━━━ EXTRACTED RECORDS

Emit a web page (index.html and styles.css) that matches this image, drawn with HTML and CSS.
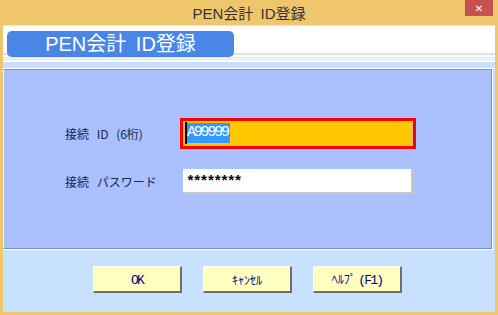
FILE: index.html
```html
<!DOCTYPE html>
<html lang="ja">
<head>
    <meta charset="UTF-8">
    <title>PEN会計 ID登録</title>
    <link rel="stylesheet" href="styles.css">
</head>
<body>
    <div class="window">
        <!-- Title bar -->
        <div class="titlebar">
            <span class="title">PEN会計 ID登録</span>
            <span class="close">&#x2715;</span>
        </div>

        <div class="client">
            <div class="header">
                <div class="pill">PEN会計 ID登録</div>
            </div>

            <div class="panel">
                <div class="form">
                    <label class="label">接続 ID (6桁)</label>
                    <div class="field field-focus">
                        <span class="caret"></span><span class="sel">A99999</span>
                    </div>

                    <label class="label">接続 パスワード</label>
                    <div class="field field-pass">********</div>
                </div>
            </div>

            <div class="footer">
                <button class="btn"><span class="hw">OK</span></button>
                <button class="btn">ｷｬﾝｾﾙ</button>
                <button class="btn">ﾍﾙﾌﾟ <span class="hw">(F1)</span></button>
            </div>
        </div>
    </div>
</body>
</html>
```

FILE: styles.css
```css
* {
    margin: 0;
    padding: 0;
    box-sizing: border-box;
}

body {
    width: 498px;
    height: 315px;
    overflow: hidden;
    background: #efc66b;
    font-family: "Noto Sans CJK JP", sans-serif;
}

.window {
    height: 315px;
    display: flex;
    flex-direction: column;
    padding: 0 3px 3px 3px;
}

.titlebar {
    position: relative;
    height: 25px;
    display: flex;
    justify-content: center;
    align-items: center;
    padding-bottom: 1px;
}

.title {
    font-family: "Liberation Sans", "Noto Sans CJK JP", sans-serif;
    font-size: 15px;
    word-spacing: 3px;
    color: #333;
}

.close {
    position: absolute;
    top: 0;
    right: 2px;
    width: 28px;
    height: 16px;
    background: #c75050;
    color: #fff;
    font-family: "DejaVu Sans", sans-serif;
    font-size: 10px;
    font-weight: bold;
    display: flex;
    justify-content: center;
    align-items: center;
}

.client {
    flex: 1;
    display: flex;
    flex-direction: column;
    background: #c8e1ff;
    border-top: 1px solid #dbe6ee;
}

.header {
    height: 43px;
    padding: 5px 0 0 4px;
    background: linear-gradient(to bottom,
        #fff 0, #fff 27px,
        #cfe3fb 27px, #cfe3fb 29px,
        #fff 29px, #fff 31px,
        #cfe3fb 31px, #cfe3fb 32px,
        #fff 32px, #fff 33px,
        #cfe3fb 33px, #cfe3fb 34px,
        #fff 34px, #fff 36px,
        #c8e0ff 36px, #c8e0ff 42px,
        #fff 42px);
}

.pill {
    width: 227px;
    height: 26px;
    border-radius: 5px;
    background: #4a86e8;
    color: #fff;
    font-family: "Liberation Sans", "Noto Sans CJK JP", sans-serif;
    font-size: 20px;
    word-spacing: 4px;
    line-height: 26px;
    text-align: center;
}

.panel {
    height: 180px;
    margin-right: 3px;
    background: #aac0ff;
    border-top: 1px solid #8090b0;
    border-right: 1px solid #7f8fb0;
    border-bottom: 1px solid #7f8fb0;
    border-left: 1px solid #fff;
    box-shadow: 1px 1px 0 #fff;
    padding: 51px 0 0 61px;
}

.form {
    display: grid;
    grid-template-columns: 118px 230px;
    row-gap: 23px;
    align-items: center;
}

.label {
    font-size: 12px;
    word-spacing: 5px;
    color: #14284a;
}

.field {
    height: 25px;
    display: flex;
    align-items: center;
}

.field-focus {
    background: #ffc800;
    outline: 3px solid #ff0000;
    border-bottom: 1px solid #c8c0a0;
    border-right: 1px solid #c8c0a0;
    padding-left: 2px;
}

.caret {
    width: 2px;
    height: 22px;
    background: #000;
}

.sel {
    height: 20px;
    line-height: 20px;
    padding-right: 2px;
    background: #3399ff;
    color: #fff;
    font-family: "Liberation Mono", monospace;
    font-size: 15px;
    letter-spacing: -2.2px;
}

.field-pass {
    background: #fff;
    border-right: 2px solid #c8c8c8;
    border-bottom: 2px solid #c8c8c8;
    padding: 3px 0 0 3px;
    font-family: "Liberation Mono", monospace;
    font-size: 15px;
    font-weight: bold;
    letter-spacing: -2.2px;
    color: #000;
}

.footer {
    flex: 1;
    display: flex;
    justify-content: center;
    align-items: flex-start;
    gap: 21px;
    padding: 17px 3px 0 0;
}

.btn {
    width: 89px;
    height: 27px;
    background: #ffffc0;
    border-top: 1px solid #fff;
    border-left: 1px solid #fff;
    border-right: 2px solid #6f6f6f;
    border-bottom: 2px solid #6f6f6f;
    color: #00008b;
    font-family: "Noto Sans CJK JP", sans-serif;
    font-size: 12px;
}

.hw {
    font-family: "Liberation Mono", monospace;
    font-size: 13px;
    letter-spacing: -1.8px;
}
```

━━━━━━
━━━ EXTRACTED RECORDS

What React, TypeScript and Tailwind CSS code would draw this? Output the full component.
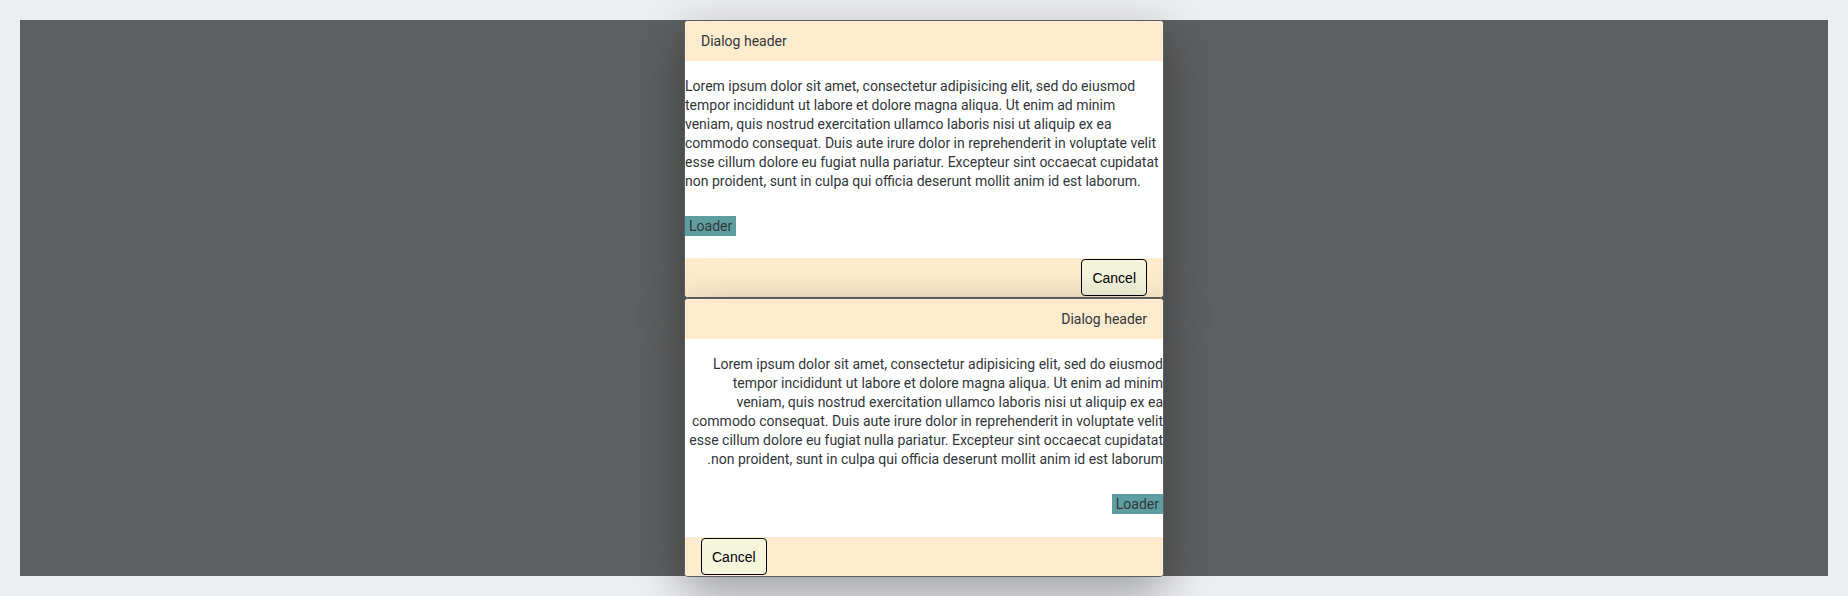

━━━━━━

Write only the number of lines that include "index".

EXERCISE ANSWER:
2